Pero el problema aparece cuando el mercado perfecto no existe. Entonces, al aparecer los conceptos de rivalidad y de exclusividad en lo que atañe a los bienes, se abre un amplio abanico de posibilidades. De entrada, aparecen las externalidades negativas; o sea, el correspondiente coste o perjuicio marginal que ocasiona una decisión o una actividad sobre el sistema global o local. Tanto unas determinadas conductas, unas distintas decisiones o unas diferentes instalaciones, por ejemplo, suponen no llegar a alcanzar la eficiencia y poseer un coste que deteriora los mercados, afecta a la prosperidad y pone en duda la susodicha eficiencia paretiana.

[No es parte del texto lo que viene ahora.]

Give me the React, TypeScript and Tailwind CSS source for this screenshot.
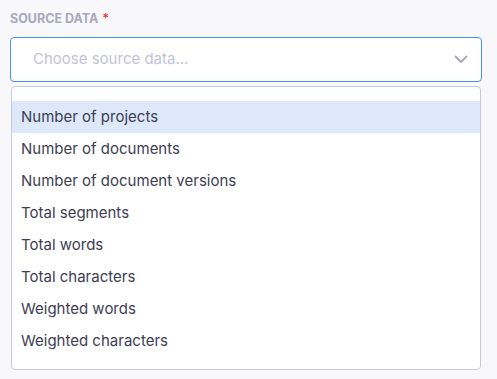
import React from 'react';

const OPTIONS = [
  'Number of projects',
  'Number of documents',
  'Number of document versions',
  'Total segments',
  'Total words',
  'Total characters',
  'Weighted words',
  'Weighted characters',
];

export default function App() {
  return (
    <div className="h-[379px] w-[497px] bg-[#f8f8fb] pl-[10px] pr-[15px] pt-[10px] font-['Inter',sans-serif]">
      <div className="flex items-center gap-1 text-[12.5px] font-bold text-[#a9a8be]">
        SOURCE DATA <span className="text-[#ef4444]">*</span>
      </div>
      <div className="mt-[8px] flex h-[45px] items-center justify-between rounded-[4px] border-[1.5px] border-[#4a8ff0] bg-white pl-[22px] pr-[12px]">
        <span className="text-[15px] text-[#c3c2d4]">Choose source data...</span>
        <svg width="16" height="16" viewBox="0 0 16 16" fill="none">
          <path d="M2.5 5.5 L8 11 L13.5 5.5" stroke="#a8a7b8" strokeWidth="1.8" strokeLinecap="round" strokeLinejoin="round" />
        </svg>
      </div>
      <div className="mt-[4px] ml-[1px] mr-[1px] rounded-[4px] border border-[#cac8d9] bg-white pb-[12px] pt-[14px]">
        {OPTIONS.map((o, i) => (
          <div
            key={o}
            className={`flex h-[32px] items-center pl-[9px] text-[15px] text-[#3e3d52] ${i === 0 ? 'bg-[#dde9fb]' : ''}`}
          >
            {o}
          </div>
        ))}
      </div>
    </div>
  );
}
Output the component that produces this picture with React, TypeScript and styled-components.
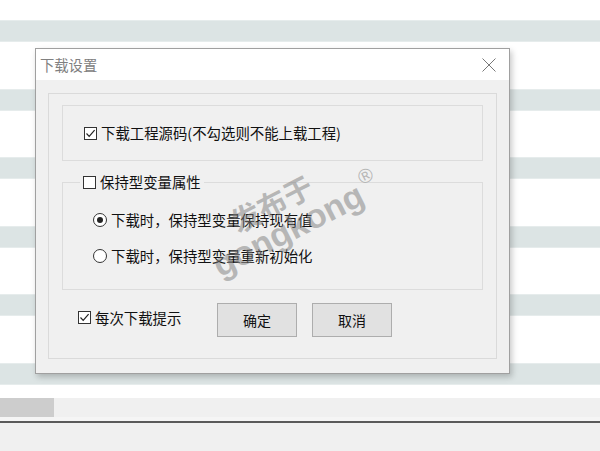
import React from 'react'
import styled, {createGlobalStyle} from 'styled-components'

const GlobalStyle = createGlobalStyle`
  html, body {
    margin: 0;
    padding: 0;
    background: #fff;
    font-family: "Noto Sans CJK SC", "Noto Sans", sans-serif;
  }
`

const STRIPES = 6

const Checkbox = ({checked}: {checked?: boolean}) => (
  <Box>
    {checked &&
      <svg width="11" height="11" viewBox="0 0 11 11">
        <path d="M1.5 5.5 L4.2 8.3 L9.6 2.2" fill="none" stroke="#222" strokeWidth="1.2" />
      </svg>}
  </Box>
)

const Radio = ({checked}: {checked?: boolean}) => (
  <Circle>{checked && <Dot />}</Circle>
)

export default function App() {
  return (
    <Screen>
      <GlobalStyle />
      <Table>
        <TopGap />
        {Array.from({length: STRIPES}).map((_, i) => (
          <React.Fragment key={i}>
            <Row $striped $h={22} />
            <Row $h={i === STRIPES - 1 ? 13 : 46.6} />
          </React.Fragment>
        ))}
      </Table>
      <HScroll>
        <Thumb />
      </HScroll>
      <StatusPanel />

      <Dialog>
        <TitleBar>
          <Title>下载设置</Title>
          <CloseBtn>
            <svg width="14" height="14" viewBox="0 0 14 14">
              <path d="M0.5 0.5 L13.5 13.5 M13.5 0.5 L0.5 13.5" stroke="#777" strokeWidth="1" />
            </svg>
          </CloseBtn>
        </TitleBar>
        <Body>
          <Frame>
            <Group>
              <CheckLabel>
                <Checkbox checked />
                <span>下载工程源码(不勾选则不能上载工程)</span>
              </CheckLabel>
            </Group>
            <FieldGroup>
              <Legend>
                <CheckLabel>
                  <Checkbox />
                  <span>保持型变量属性</span>
                </CheckLabel>
              </Legend>
              <RadioList>
                <CheckLabel>
                  <Radio checked />
                  <span>下载时，保持型变量保持现有值</span>
                </CheckLabel>
                <CheckLabel>
                  <Radio />
                  <span>下载时，保持型变量重新初始化</span>
                </CheckLabel>
              </RadioList>
            </FieldGroup>
            <Footer>
              <PromptLabel>
                <Checkbox checked />
                <span>每次下载提示</span>
              </PromptLabel>
              <Button>确定</Button>
              <Button>取消</Button>
            </Footer>
          </Frame>
        </Body>
      </Dialog>

      <Watermark>
        <WmCn>发布于</WmCn>
        <WmEn>gongkong<sup>®</sup></WmEn>
      </Watermark>
    </Screen>
  )
}

const Screen = styled.div`
  position: relative;
  width: 600px;
  height: 451px;
  overflow: hidden;
  display: flex;
  flex-direction: column;
`

const Table = styled.div`
  display: flex;
  flex-direction: column;
`

const TopGap = styled.div`
  height: 20px;
  background: #fff;
`

const Row = styled.div<{$striped?: boolean; $h: number}>`
  height: ${p => p.$h}px;
  background: ${p => (p.$striped ? '#dce4e4' : '#fff')};
  box-shadow: ${p => (p.$striped ? 'inset 0 1px 0 #e6ecec, inset 0 -1px 0 #e6ecec' : 'none')};
`

const HScroll = styled.div`
  height: 19px;
  background: #f0f0f0;
  border-bottom: 4px solid #f5f5f5;
  display: flex;
`

const Thumb = styled.div`
  width: 54px;
  background: #cdcdcd;
`

const StatusPanel = styled.div`
  flex: 1;
  background: #f0f0f0;
  border-top: 2px solid #5a5a5a;
`

const Dialog = styled.div`
  position: absolute;
  left: 35px;
  top: 48px;
  width: 475px;
  height: 326px;
  box-sizing: border-box;
  border: 1px solid #a0a0a0;
  background: #f0f0f0;
  box-shadow: 2px 3px 6px rgba(0, 0, 0, 0.22);
  display: flex;
  flex-direction: column;
`

const TitleBar = styled.div`
  height: 31px;
  background: #fff;
  display: flex;
  align-items: center;
  justify-content: space-between;
  padding: 0 13px 0 4px;
`

const Title = styled.div`
  font-size: 14.3px;
  color: #808080;
`

const CloseBtn = styled.div`
  width: 14px;
  height: 14px;
  display: flex;
`

const Body = styled.div`
  flex: 1;
  padding: 13px 12px 14px 12px;
  display: flex;
`

const Frame = styled.div`
  flex: 1;
  border: 1px solid #dadada;
  padding: 11px 13px 0 13px;
  display: flex;
  flex-direction: column;
`

const Group = styled.div`
  height: 56px;
  box-sizing: border-box;
  border: 1px solid #dcdcdc;
  display: flex;
  align-items: center;
  padding-left: 21px;
`

const CheckLabel = styled.label`
  display: flex;
  align-items: center;
  gap: 4px;
  height: 20px;
  font-size: 14.4px;
  line-height: 20px;
  color: #111;
  white-space: nowrap;
`

const Box = styled.span`
  width: 13px;
  height: 13px;
  box-sizing: border-box;
  border: 1px solid #333;
  background: #fff;
  display: flex;
  align-items: center;
  justify-content: center;
  flex-shrink: 0;
`

const Circle = styled.span`
  width: 14px;
  height: 14px;
  box-sizing: border-box;
  border: 1px solid #333;
  border-radius: 50%;
  background: #fff;
  display: flex;
  align-items: center;
  justify-content: center;
  flex-shrink: 0;
`

const Dot = styled.span`
  width: 6px;
  height: 6px;
  border-radius: 50%;
  background: #222;
`

const FieldGroup = styled.fieldset`
  margin: 11px 0 0 0;
  padding: 0;
  min-width: 0;
  height: 118px;
  box-sizing: border-box;
  border: 1px solid #dcdcdc;
`

const Legend = styled.legend`
  margin-left: 17px;
  padding: 0 3px;
`

const RadioList = styled.div`
  display: flex;
  flex-direction: column;
  gap: 16px;
  padding: 18px 0 0 30px;
`

const Footer = styled.div`
  display: flex;
  align-items: center;
  margin-top: 13px;
  padding-left: 16px;
`

const PromptLabel = styled(CheckLabel)`
  width: 139px;
  margin-bottom: 5px;
`

const Button = styled.button`
  width: 80px;
  height: 34px;
  margin-right: 15px;
  background: #e1e1e1;
  border: 1px solid #adadad;
  font-family: "Noto Sans CJK SC", sans-serif;
  font-size: 14px;
  color: #111;
  padding: 0;
`

const Watermark = styled.div`
  position: absolute;
  left: 223px;
  top: 220px;
  transform: rotate(-27deg);
  transform-origin: left bottom;
  color: rgba(125, 125, 125, 0.5);
  pointer-events: none;
  font-weight: bold;
`

const WmCn = styled.div`
  font-family: "Noto Sans CJK SC", sans-serif;
  font-size: 29px;
  line-height: 26px;
  padding-left: 36px;
  margin-bottom: -12px;
`

const WmEn = styled.div`
  font-family: "Liberation Sans", Arial, sans-serif;
  font-size: 34px;
  line-height: 36px;
  sup {
    font-size: 20px;
    font-weight: normal;
    vertical-align: 18px;
    margin-left: 4px;
  }
`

Fue John Nash, premio nobel de economía en 1994, al que le dedicaron la película La mente prodigiosa, quien revisa las tesis de Smith y concluye que se equivoca con la instrumentalización de la «mano invisible». Afirma que la competencia no es buena de por sí; y, además, nos puede conducir a situaciones peores. Lo explica corroborando que, dada la interdependencia de las acciones y la capacidad de reacción de los agentes, hace que solo la cooperación sea la que nos conduzca a situaciones colectivamente óptimas. Lo formula bajo su teoría de juegos y en el famoso «dilema del prisionero»; explicitando que solo la cooperación, y no el egoísmo o la desconfianza, garantiza la eficiencia. Por tanto, es el Homo sapiens quien resuelve mejor las situaciones y no el Homo oeconomicus.

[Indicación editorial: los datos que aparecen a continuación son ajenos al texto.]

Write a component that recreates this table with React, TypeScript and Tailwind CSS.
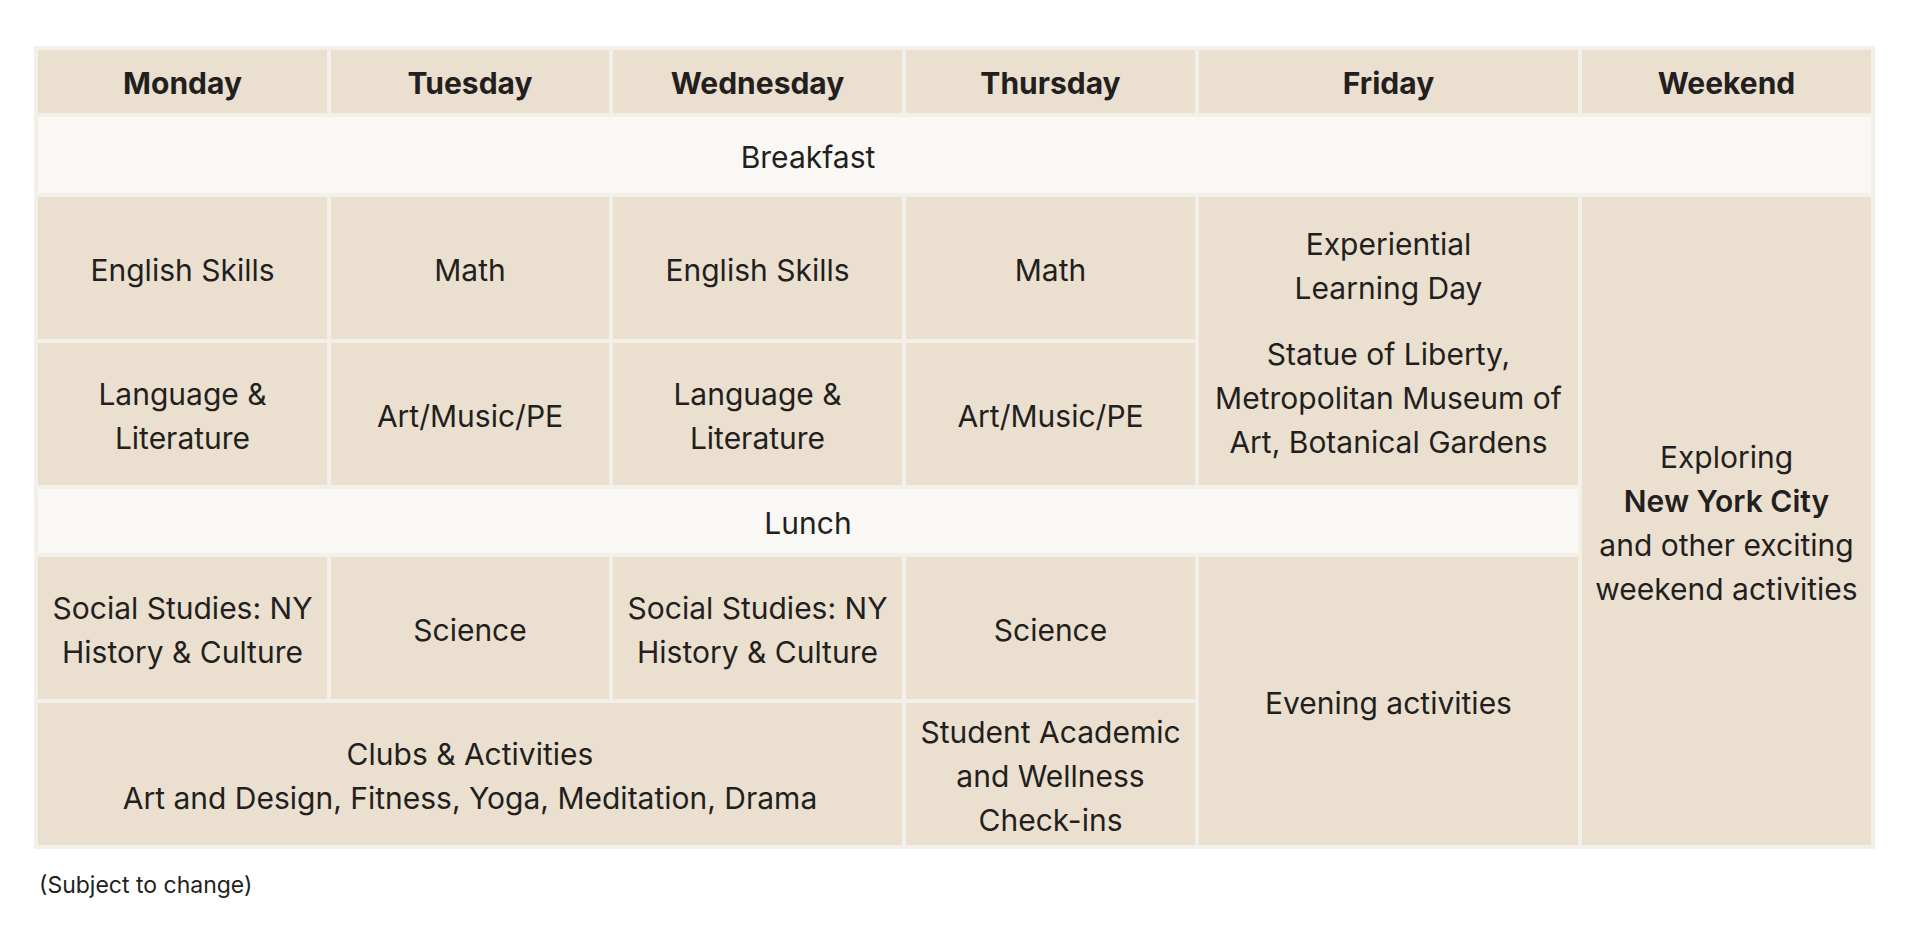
import React from 'react';

const cell = 'flex flex-col items-center justify-center text-center bg-[#ebe0cf] px-2 pt-[3px]';
const meal = 'flex items-center justify-center text-center bg-[#f9f8f4] pt-[3px]';

const days = ['Monday', 'Tuesday', 'Wednesday', 'Thursday', 'Friday', 'Weekend'];

const App: React.FC = () => {
  return (
    <div
      className="min-h-screen bg-white pt-[46px] pl-[34px] text-[#231f20]"
      style={{ fontFamily: 'Inter, "Noto Sans", sans-serif' }}
    >
      <div className="grid w-fit grid-cols-[289px_278px_289px_289px_379px_289px] grid-rows-[63px_76px_142px_142px_64px_142px_142px] gap-1 bg-[#f3f0e9] p-1 text-[30px] leading-[44px]">
        {/* header row */}
        {days.map((day) => (
          <div key={day} className={`${cell} font-bold`}>
            {day}
          </div>
        ))}

        {/* breakfast spans the whole week, text sits over Mon-Fri */}
        <div className={`${meal} col-span-6 pr-[293px]`}>Breakfast</div>

        {/* morning block 1 */}
        <div className={cell}>English Skills</div>
        <div className={cell}>Math</div>
        <div className={cell}>English Skills</div>
        <div className={cell}>Math</div>
        <div className={`${cell} row-span-2 gap-[22px]`}>
          <p>
            Experiential
            <br />
            Learning Day
          </p>
          <p>
            Statue of Liberty,
            <br />
            Metropolitan Museum of
            <br />
            Art, Botanical Gardens
          </p>
        </div>
        <div className={`${cell} row-span-5`}>
          <p>
            Exploring
            <br />
            <span className="font-semibold">New York City</span>
            <br />
            and other exciting
            <br />
            weekend activities
          </p>
        </div>

        {/* morning block 2 */}
        <div className={cell}>
          <p>
            Language &amp;
            <br />
            Literature
          </p>
        </div>
        <div className={cell}>Art/Music/PE</div>
        <div className={cell}>
          <p>
            Language &amp;
            <br />
            Literature
          </p>
        </div>
        <div className={cell}>Art/Music/PE</div>

        <div className={`${meal} col-span-5`}>Lunch</div>

        {/* afternoon */}
        <div className={cell}>
          <p>
            Social Studies: NY
            <br />
            History &amp; Culture
          </p>
        </div>
        <div className={cell}>Science</div>
        <div className={cell}>
          <p>
            Social Studies: NY
            <br />
            History &amp; Culture
          </p>
        </div>
        <div className={cell}>Science</div>
        <div className={`${cell} row-span-2`}>Evening activities</div>

        <div className={`${cell} col-span-3`}>
          <p>
            Clubs &amp; Activities
            <br />
            Art and Design, Fitness, Yoga, Meditation, Drama
          </p>
        </div>
        <div className={cell}>
          <p>
            Student Academic
            <br />
            and Wellness
            <br />
            Check-ins
          </p>
        </div>
      </div>

      <p className="mt-[20px] pl-[5px] text-[23px] leading-[33px]">(Subject to change)</p>
    </div>
  );
};

export default App;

Otros científicos, como el biólogo Garret Hardin, ponen en duda las tesis de Smith al estimar el riesgo que supone la superpoblación humana y el previsible colapso de los bienes comunes y de libre acceso. Cuestión muy relevante en el caso de los recursos naturales renovables (pesca y bosques, en especial), en donde la sobreexplotación conduciría irremisiblemente a la extinción del recurso. O sea, si intensificáramos la competencia (tesis de Pareto) y donde cada uno persigue su propio interés, la ruina seria el destino final. Hardin propuso como solución la implementación de mecanismos de exclusión (o de exclusividad personal), argumento que abonaba el concepto de privatización siendo, por lo tanto, la inequidad la consecuencia. El precio a pagar por la eficiencia son mayores desigualdades.

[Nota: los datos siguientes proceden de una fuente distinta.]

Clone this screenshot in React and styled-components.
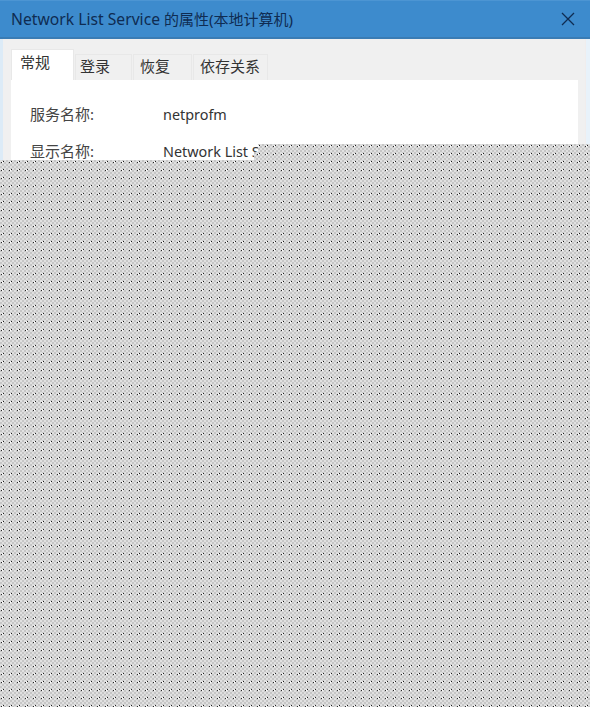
import React from "react";
import styled, { createGlobalStyle } from "styled-components";

const Global = createGlobalStyle`
  html, body {
    margin: 0;
    padding: 0;
    background: #fff;
  }
`;

const Page = styled.div`
  position: relative;
  width: 590px;
  height: 707px;
  overflow: hidden;
  font-family: "Noto Sans", "Noto Sans CJK SC", sans-serif;
  color: #222;
`;

const TitleBar = styled.div`
  box-sizing: border-box;
  height: 39px;
  background: #3d8bcd;
  border-top: 1px solid #4c95d3;
  border-bottom: 2px solid #3a7cb4;
  display: flex;
  align-items: center;
  justify-content: space-between;
  padding: 0 15px 0 11px;
  color: #0f2c52;
  font-size: 15px;
`;

const TitleLatin = styled.span`
  font-size: 15.7px;
`;

const Body = styled.div`
  box-sizing: border-box;
  height: 668px;
  padding: 10px 8px 0 8px;
  background: #f0f0f0;
  border-left: 3px solid #dcebf7;
  border-right: 4px solid #e8f2fa;
  box-shadow: inset -1px 0 0 #f0eded;
`;

const Tabs = styled.div`
  display: flex;
  align-items: flex-end;
  height: 31px;
`;

const Tab = styled.div`
  box-sizing: border-box;
  width: ${(p) => p.$width}px;
  height: ${(p) => (p.$active ? "31px" : "26px")};
  margin-right: ${(p) => p.$gap || 0}px;
  padding-left: ${(p) => p.$inset}px;
  background: ${(p) => (p.$active ? "#fff" : "#f0f0f0")};
  border: 1px solid #e8e8e8;
  border-bottom: none;
  font-size: 15px;
  line-height: ${(p) => (p.$active ? "25px" : "22px")};
  color: #333;
`;

const Panel = styled.div`
  background: #fff;
  height: 100%;
  padding: 24px 19px;
  display: flex;
  flex-direction: column;
  gap: 16px;
`;

const Row = styled.div`
  display: flex;
  font-size: 15px;
  line-height: 21px;
`;

const Label = styled.div`
  width: 133px;
  color: #444;
`;

const Value = styled.div`
  font-size: 14.4px;
  color: #333;
`;

const Dither = styled.svg`
  position: absolute;
  inset: 0;
  clip-path: polygon(
    258px 144px,
    100% 144px,
    100% 100%,
    0 100%,
    0 160px,
    254px 160px,
    254px 152px,
    258px 152px
  );
`;

// one 8x8 tile of the dither: 2px checker with a black/white speck
const checker = [
  [0, 0],
  [4, 0],
  [2, 2],
  [6, 2],
  [0, 4],
  [4, 4],
  [2, 6],
  [6, 6],
];

const specks = [
  [3, 1, "#1c1c1c"],
  [2, 2, "#fff"],
  [1, 2, "#2a2a2a"],
  [2, 1, "#f4f4f4"],
];

export default function App() {
  return (
    <Page>
      <Global />
      <TitleBar>
        <span>
          <TitleLatin>Network List Service</TitleLatin> 的属性(本地计算机)
        </span>
        <svg width="14" height="14" viewBox="0 0 14 14">
          <path d="M1 1L13 13M13 1L1 13" stroke="#0f2c52" strokeWidth="1.3" fill="none" />
        </svg>
      </TitleBar>
      <Body>
        <Tabs>
          <Tab $active $width={63} $gap={1} $inset={8}>常规</Tab>
          <Tab $width={57} $gap={1} $inset={4}>登录</Tab>
          <Tab $width={59} $gap={1} $inset={6}>恢复</Tab>
          <Tab $width={75} $inset={6}>依存关系</Tab>
        </Tabs>
        <Panel>
          <Row>
            <Label>服务名称:</Label>
            <Value>netprofm</Value>
          </Row>
          <Row>
            <Label>显示名称:</Label>
            <Value>Network List Service</Value>
          </Row>
        </Panel>
      </Body>
      <Dither width="590" height="707">
        <defs>
          <pattern id="dither" width="8" height="8" patternUnits="userSpaceOnUse">
            <rect width="8" height="8" fill="#c6c6c6" />
            {checker.map(([x, y]) => (
              <rect key={`${x}-${y}`} x={x} y={y} width="2" height="2" fill="#e0e0e0" />
            ))}
            {specks.map(([x, y, c]) => (
              <rect key={`${x}-${y}`} x={x} y={y} width="1" height="1" fill={c} />
            ))}
          </pattern>
        </defs>
        <rect width="590" height="707" fill="url(#dither)" />
      </Dither>
    </Page>
  );
}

Pasaron años hasta que Elinor Ostrom, premio nobel de economía en el 2009, formulara su hipótesis. Demostraba que aquellas comunidades (ya sean pesqueras o forestales) que comparten recursos comunes pueden llegar a gestionarlos de manera sostenible, sin necesidad de derechos exclusivos de propiedad ni de intervenciones coercitivas de los gobiernos; sino a través de la cooperación y la acción colectiva local, por lo que sus tesis acabaron llamándose la «gobernanza de los comunes».
De esta forma, resaltamos que en un mundo donde predominan las praxis del Homo oeconomicus, las decisiones no siempre son eficientes; no siempre se compensa al conjunto de la ciudadanía y casi siempre existe una exclusión social. Los Homo sapiens argumentan que se gana más con la confianza mutua y la búsqueda del bien común. Valga esta reflexión para entender los asuntos de hoy en día.